El fumador, pues, fue desterrado a las terrazas, tanto si hacía un sol de justicia como si llovía a cántaros y hacía un frío pelón. Ahora se habla de no dejar fumar en las terrazas, algo que ya me ocurrió hace años en Nueva York, donde, si querías echar un pitillito, tenías que abandonar la mesa, apoyarte en el árbol más cercano y hablar a gritos con tus contertulios. También se comenta la posibilidad de impedir fumar en las playas, lugares tradicionalmente al aire libre (a no ser que estés en la de Benidorm, donde tienes gente a veinte centímetros de tus narices). Y, last but not least, hay quien quiere extender la prohibición a tu propio vehículo, lo cual ya me parece una intromisión intolerable. Vamos a ver, yo, en mi coche (que no tengo, ni tampoco carné de conducir, pero ustedes ya me entienden) puedo hacer lo que me de la gana, que para algo es mío. Si me apetece hacérmelo todo encima, es cosa mía, que ya correré yo con los gastos de limpieza del asiento. Vale, si hay niños o gente que le molesta el humo, te aguantas y ya fumarás cuando puedas. Pero si estás solo y atrapado en un atasco, por ejemplo, nadie debería prohibirte que te des una alegría de las que calman los nervios.
Estas ideas han ido acompañadas desde hace tiempo de un proceso de afeamiento y terror en las cajetillas, cuyos diseños, a veces brillantes (pensemos en el del gran Raymond Loewy para Lucky Strike) se han visto alterados por frases amenazantes y fotos de moribundos, lo cual, además de un atentado a la estética, resulta inútil como medida de coerción: la gente compra pitilleras o llega un momento que ya ni ve la foto del canceroso de turno. A un nivel más profundo, la cosa muestra fisuras éticas, pues no hay que olvidar que la mayoría del dinero recaudado con la venta de tabaco se va en impuestos llamados a llenar las arcas del estado. Es como si el camello, cada vez que vas a comprarle farlopa, te dijera que es muy mala para la salud y que deberías dejarla, pero te pasara la mercancía y te cobrara un pastón.
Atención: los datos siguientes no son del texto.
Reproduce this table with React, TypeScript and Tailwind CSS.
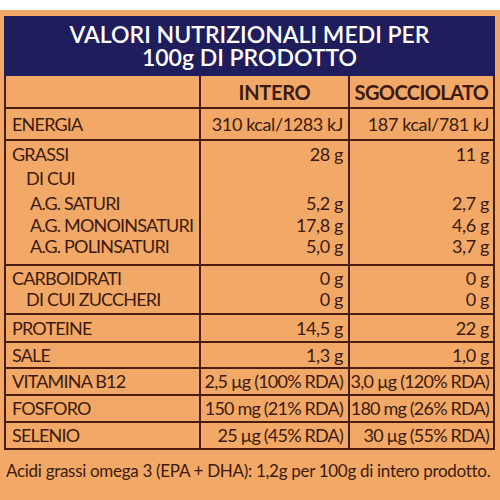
import React from "react";

type Line = { label: string; indent?: number; a?: string; b?: string; h: number };
type Row = { lines: Line[]; pt: number; pb: number; tight?: boolean };

const rows: Row[] = [
  { pt: 1, pb: 1, lines: [{ label: "ENERGIA", a: "310 kcal/1283 kJ", b: "187 kcal/781 kJ", h: 28 }] },
  {
    pt: 1,
    pb: 7,
    lines: [
      { label: "GRASSI", a: "28 g", b: "11 g", h: 24 },
      { label: "DI CUI", indent: 14, h: 25 },
      { label: "A.G. SATURI", indent: 18, a: "5,2 g", b: "2,7 g", h: 24 },
      { label: "A.G. MONOINSATURI", indent: 18, a: "17,8 g", b: "4,6 g", h: 21 },
      { label: "A.G. POLINSATURI", indent: 18, a: "5,0 g", b: "3,7 g", h: 21 },
    ],
  },
  {
    pt: 2,
    pb: 3,
    lines: [
      { label: "CARBOIDRATI", a: "0 g", b: "0 g", h: 21 },
      { label: "DI CUI ZUCCHERI", indent: 14, a: "0 g", b: "0 g", h: 21 },
    ],
  },
  { pt: 0, pb: 0, lines: [{ label: "PROTEINE", a: "14,5 g", b: "22 g", h: 26 }] },
  { pt: 0, pb: 0, lines: [{ label: "SALE", a: "1,3 g", b: "1,0 g", h: 24 }] },
  { pt: 0, pb: 0, tight: true, lines: [{ label: "VITAMINA B12", a: "2,5 µg (100% RDA)", b: "3,0 µg (120% RDA)", h: 25 }] },
  { pt: 0, pb: 0, tight: true, lines: [{ label: "FOSFORO", a: "150 mg (21% RDA)", b: "180 mg (26% RDA)", h: 25 }] },
  { pt: 0, pb: 0, tight: true, lines: [{ label: "SELENIO", a: "25 µg (45% RDA)", b: "30 µg (55% RDA)", h: 25 }] },
];

const font = { fontFamily: 'Lato, "Open Sans", sans-serif' };
const cell = "border-2 border-[#4a1c12] align-top";

export default function App() {
  return (
    <div className="w-[500px] h-[500px] bg-white overflow-hidden" style={font}>
      <div className="mt-[10px] h-[490px] bg-[#f2a866] pt-[6px] pl-[4px] pr-[5px] text-[#3d1a10]">
        {/* Title */}
        <div className="bg-[#1f1d5c] w-[491px] h-[60px] flex flex-col items-center justify-center text-white text-[23px] leading-[23px] font-semibold">
          <div>VALORI NUTRIZIONALI MEDI PER</div>
          <div>100g DI PRODOTTO</div>
        </div>

        {/* Table */}
        <table className="w-[489px] table-fixed border-collapse border-2 border-t-0 border-[#4a1c12] text-[18px]">
          <colgroup>
            <col className="w-[195px]" />
            <col className="w-[149px]" />
            <col className="w-[145px]" />
          </colgroup>
          <thead>
            <tr className="h-[32px]">
              <th className="border-2 border-t-0 border-[#4a1c12]" />
              <th className="border-2 border-t-0 border-[#4a1c12] font-bold text-[20px] text-center align-middle tracking-[-0.3px]">INTERO</th>
              <th className="border-2 border-t-0 border-[#4a1c12] font-bold text-[20px] text-center align-middle tracking-[-0.6px]">SGOCCIOLATO</th>
            </tr>
          </thead>
          <tbody>
            {rows.map((row, i) => (
              <tr key={i}>
                <td className={`${cell} px-[6px] tracking-[-0.8px]`} style={{ paddingTop: row.pt, paddingBottom: row.pb }}>
                  {row.lines.map((l, j) => (
                    <div key={j} className="flex items-center whitespace-nowrap" style={{ height: l.h, paddingLeft: l.indent ?? 0 }}>
                      {l.label}
                    </div>
                  ))}
                </td>
                <td
                  className={`${cell} pl-[2px] pr-[5px] ${row.tight ? "tracking-[-0.8px]" : "tracking-[-0.4px]"}`}
                  style={{ paddingTop: row.pt, paddingBottom: row.pb }}
                >
                  {row.lines.map((l, j) => (
                    <div key={j} className="flex items-center justify-end whitespace-nowrap" style={{ height: l.h }}>
                      {l.a ?? ""}
                    </div>
                  ))}
                </td>
                <td
                  className={`${cell} pl-[2px] pr-[4px] ${row.tight ? "tracking-[-0.8px]" : "tracking-[-0.4px]"}`}
                  style={{ paddingTop: row.pt, paddingBottom: row.pb }}
                >
                  {row.lines.map((l, j) => (
                    <div key={j} className="flex items-center justify-end whitespace-nowrap" style={{ height: l.h }}>
                      {l.b ?? ""}
                    </div>
                  ))}
                </td>
              </tr>
            ))}
          </tbody>
        </table>

        <p className="mt-[9px] pl-[2px] text-[17px] leading-[24px] tracking-[-0.3px] whitespace-nowrap">
          Acidi grassi omega 3 (EPA + DHA): 1,2g per 100g di intero prodotto.
        </p>
      </div>
    </div>
  );
}
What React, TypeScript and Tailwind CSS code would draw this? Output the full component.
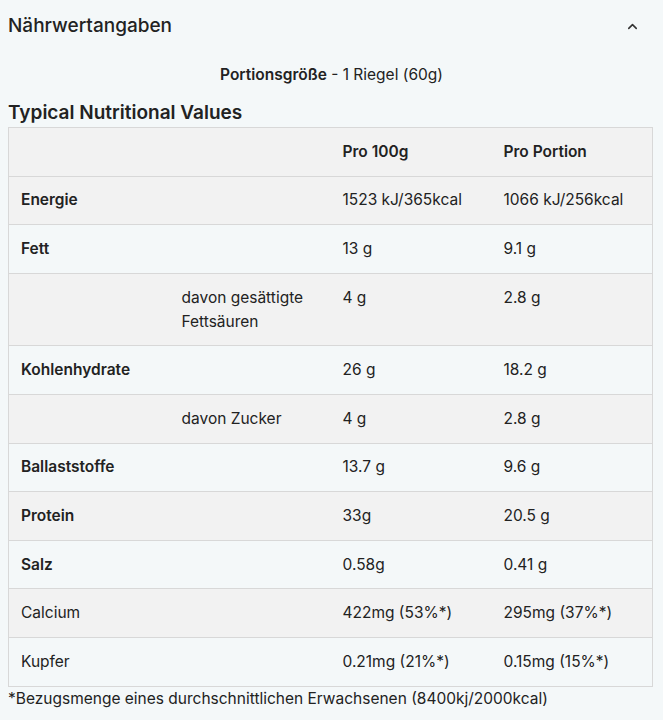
import React from 'react'
import { ChevronUp } from 'lucide-react'

type Row = {
	name: string
	sub?: string
	per100: string
	perPortion: string
	bold?: boolean
}

const rows: Row[] = [
	{ name: 'Energie', per100: '1523 kJ/365kcal', perPortion: '1066 kJ/256kcal', bold: true },
	{ name: 'Fett', per100: '13 g', perPortion: '9.1 g', bold: true },
	{ name: '', sub: 'davon gesättigte Fettsäuren', per100: '4 g', perPortion: '2.8 g' },
	{ name: 'Kohlenhydrate', per100: '26 g', perPortion: '18.2 g', bold: true },
	{ name: '', sub: 'davon Zucker', per100: '4 g', perPortion: '2.8 g' },
	{ name: 'Ballaststoffe', per100: '13.7 g', perPortion: '9.6 g', bold: true },
	{ name: 'Protein', per100: '33g', perPortion: '20.5 g', bold: true },
	{ name: 'Salz', per100: '0.58g', perPortion: '0.41 g', bold: true },
	{ name: 'Calcium', per100: '422mg (53%*)', perPortion: '295mg (37%*)' },
	{ name: 'Kupfer', per100: '0.21mg (21%*)', perPortion: '0.15mg (15%*)' },
]

const App = () => {
	return (
		<div
			className="w-full min-h-screen bg-[#f4f8f9] text-[#222] text-[15.5px]"
			style={{ fontFamily: 'Inter, "Noto Sans", sans-serif' }}
		>
			<div className="flex items-center justify-between px-2 pt-[11px] h-[41px]">
				<h2 className="text-[19px] font-medium leading-7">Nährwertangaben</h2>
				<ChevronUp size={15} strokeWidth={2.5} className="mr-[15px] text-[#333]" />
			</div>
			<div className="text-center leading-6 mt-[22px]">
				<span className="font-semibold">Portionsgröße</span> - 1 Riegel (60g)
			</div>
			<h3 className="px-2 mt-[14px] text-[19px] font-semibold leading-6">Typical Nutritional Values</h3>
			<table className="ml-2 mt-[2px] w-[644px] table-fixed border-collapse border border-[#d8d8d8]">
				<thead>
					<tr className="bg-[#f2f2f2] border-b border-[#d8d8d8]">
						<th className="w-[161px] px-3 py-[11.8px] leading-6 text-left font-semibold"></th>
						<th className="w-[161px] px-3 py-[11.8px] leading-6 text-left font-semibold"></th>
						<th className="w-[161px] px-3 py-[11.8px] leading-6 text-left font-semibold">Pro 100g</th>
						<th className="w-[161px] px-3 py-[11.8px] leading-6 text-left font-semibold">Pro Portion</th>
					</tr>
				</thead>
				<tbody>
					{rows.map((r, i) => (
						<tr
							key={i}
							className={`border-b border-[#d8d8d8] ${i % 2 === 0 ? 'bg-[#f2f2f2]' : 'bg-[#f4f8f9]'}`}
						>
							<td className={`px-3 py-[11.8px] leading-6 align-top ${r.bold ? 'font-semibold' : ''}`}>{r.name}</td>
							<td className="px-3 py-[11.8px] leading-6 align-top">{r.sub}</td>
							<td className="px-3 py-[11.8px] leading-6 align-top">{r.per100}</td>
							<td className="px-3 py-[11.8px] leading-6 align-top">{r.perPortion}</td>
						</tr>
					))}
				</tbody>
			</table>
			<p className="px-2 leading-6">*Bezugsmenge eines durchschnittlichen Erwachsenen (8400kj/2000kcal)</p>
		</div>
	)
}

export default App
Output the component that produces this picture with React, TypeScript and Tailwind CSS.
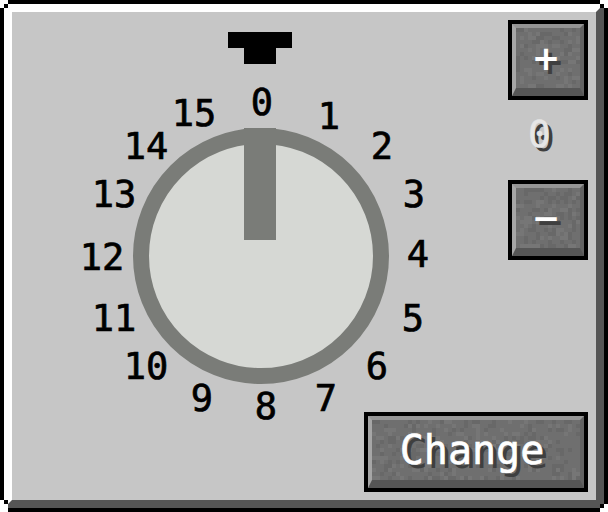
import React from "react";

function mulberry32(a: number) {
  return function () {
    a |= 0;
    a = (a + 0x6d2b79f5) | 0;
    let t = Math.imul(a ^ (a >>> 15), 1 | a);
    t = (t + Math.imul(t ^ (t >>> 7), 61 | t)) ^ t;
    return ((t ^ (t >>> 14)) >>> 0) / 4294967296;
  };
}

function Noise({ w, h, seed }: { w: number; h: number; seed: number }) {
  const rnd = mulberry32(seed);
  const cells: React.ReactElement[] = [];
  for (let y = 0; y < h; y += 4) {
    for (let x = 0; x < w; x += 4) {
      const r = rnd();
      if (r < 0.22) {
        cells.push(<rect key={`${x}-${y}`} x={x} y={y} width={4} height={4} fill="#000" opacity={0.06} />);
      } else if (r > 0.82) {
        cells.push(<rect key={`${x}-${y}`} x={x} y={y} width={4} height={4} fill="#fff" opacity={0.05} />);
      }
    }
  }
  return (
    <svg className="absolute inset-0 pointer-events-none" width={w} height={h} viewBox={`0 0 ${w} ${h}`}>
      {cells}
    </svg>
  );
}

function McButton({
  w,
  children,
  seed,
  textClass,
}: {
  w: number;
  children: React.ReactNode;
  seed: number;
  textClass: string;
}) {
  return (
    <div className="bg-black p-1 h-[80px] shrink-0" style={{ width: w }}>
      <div className="relative h-full w-full bg-[#6f6f6f] border-t-4 border-l-4 border-r-4 border-b-8 border-t-[#959595] border-l-[#a6a6a6] border-r-[#626262] border-b-[#565656] flex items-center justify-center">
        <Noise w={w - 16} h={60} seed={seed} />
        <span className={`relative ${textClass}`}>{children}</span>
      </div>
    </div>
  );
}

const nums: [string, number, number][] = [
  ["0", 250, 90],
  ["1", 317, 104],
  ["2", 370, 134],
  ["3", 402, 182],
  ["4", 406, 242],
  ["5", 401, 306],
  ["6", 365, 354],
  ["7", 314, 386],
  ["8", 254, 394],
  ["9", 190, 386],
  ["10", 134, 354],
  ["11", 102, 306],
  ["12", 90, 245],
  ["13", 102, 182],
  ["14", 134, 134],
  ["15", 182, 101],
];

const glyph =
  "text-[34px] leading-none font-bold text-white [text-shadow:4px_4px_0_#3f3f3f] [font-family:'DejaVu_Sans',sans-serif]";

export default function App() {
  return (
    <div
      className="relative w-[608px] h-[512px] bg-white"
      style={{ fontFamily: '"DejaVu Sans Mono", "Liberation Mono", monospace' }}
    >
      <div className="w-full h-full border-4 border-black">
        <div className="w-full h-full border-t-8 border-l-8 border-t-white border-l-white border-r-8 border-b-8 border-r-[#555555] border-b-[#555555] bg-[#c6c6c6] flex">
          {/* dial canvas */}
          <div className="relative w-[352px] h-full shrink-0">
            <div className="absolute left-[216px] top-[20px] flex flex-col items-center">
              <div className="w-[64px] h-[16px] bg-black" />
              <div className="w-[32px] h-[16px] bg-black" />
            </div>
            <div className="absolute left-[121px] top-[116px] w-[256px] h-[256px] rounded-full border-[16px] border-[#7a7c78] bg-[#d6d8d4] flex justify-center">
              <div className="-mt-[16px] w-[32px] h-[112px] bg-[#7a7c78] -translate-x-[1px]" />
            </div>
            {nums.map(([t, x, y]) => (
              <div
                key={t}
                className="absolute -translate-x-1/2 -translate-y-1/2 text-[37px] leading-none text-black whitespace-nowrap [-webkit-text-stroke:0.7px_black]"
                style={{ left: x, top: y }}
              >
                {t}
              </div>
            ))}
          </div>
          {/* right column */}
          <div className="flex-1 flex flex-col items-end pt-2 pr-2 pb-2">
            <McButton w={80} seed={7} textClass={`-translate-x-[2px] ${glyph}`}>
              +
            </McButton>
            <div className="w-[80px] mt-5 h-7 pl-[20px] text-[38px] leading-[28px] text-[#e6e6e6] [text-shadow:4px_4px_0_#3f3f3f] [-webkit-text-stroke:0.5px_#e6e6e6]">
              0
            </div>
            <div className="mt-8">
              <McButton w={80} seed={13} textClass={`-translate-x-[2px] ${glyph}`}>
                −
              </McButton>
            </div>
            <div className="flex-1" />
            <McButton
              w={224}
              seed={29}
              textClass="-translate-x-[4px] text-[40px] leading-none text-white [text-shadow:4px_4px_0_#3f3f3f] [-webkit-text-stroke:0.6px_white]"
            >
              Change
            </McButton>
          </div>
        </div>
      </div>
      {/* frame corner pixels */}
      <div className="absolute left-0 top-0 w-[8px] h-[4px] bg-white" />
      <div className="absolute left-0 top-[4px] w-[4px] h-[4px] bg-white" />
      <div className="absolute left-[4px] top-[4px] w-[4px] h-[4px] bg-black" />
      <div className="absolute right-0 top-0 w-[8px] h-[4px] bg-white" />
      <div className="absolute right-0 top-[4px] w-[4px] h-[4px] bg-white" />
      <div className="absolute right-[4px] top-[4px] w-[4px] h-[4px] bg-black" />
      <div className="absolute left-0 bottom-0 w-[4px] h-[12px] bg-white" />
      <div className="absolute left-[4px] bottom-0 w-[4px] h-[8px] bg-white" />
      <div className="absolute left-[4px] bottom-[8px] w-[4px] h-[4px] bg-black" />
      <div className="absolute right-0 bottom-0 w-[4px] h-[8px] bg-white" />
      <div className="absolute right-[4px] bottom-0 w-[4px] h-[4px] bg-white" />
      <div className="absolute right-[4px] bottom-[4px] w-[4px] h-[4px] bg-black" />
    </div>
  );
}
Todos sabemos que el tabaco no le hace ningún favor a tu salud, pero cada ciudadano debería poder elegir su propia manera de morirse. Se quejan los moralistas de que los fumadores incrementan el gasto médico, pero casi todos ellos se han pasado la vida pagando impuestos para ser atendidos por la seguridad social. ¿Qué tenemos que hacer con los fumadores? ¿Excluirlos de las prestaciones médicas porque les consideramos unos inconscientes con tendencias suicidas?
Si se traga con las terrazas, las playas y los coches, luego vendrán las calles. Los gobiernos se aprovechan del complejo de culpa que distingue al fumador, pero éste es un ser humano con derechos, incluido el de jorobarse la salud. ¿No sería más urgente encontrar algún equilibrio entre sueldos y alquileres, por ejemplo? Igual sí, pero debe ser más complicado que amargarles la vida a los pobres desgraciados que no se desenganchan del fumeque, a los que primero se echa de los bares, luego de las terrazas, después de las playas y de su propio vehículo y un día de éstos sabe Dios de dónde más. ¿Qué se hizo de la solidaridad y la compasión?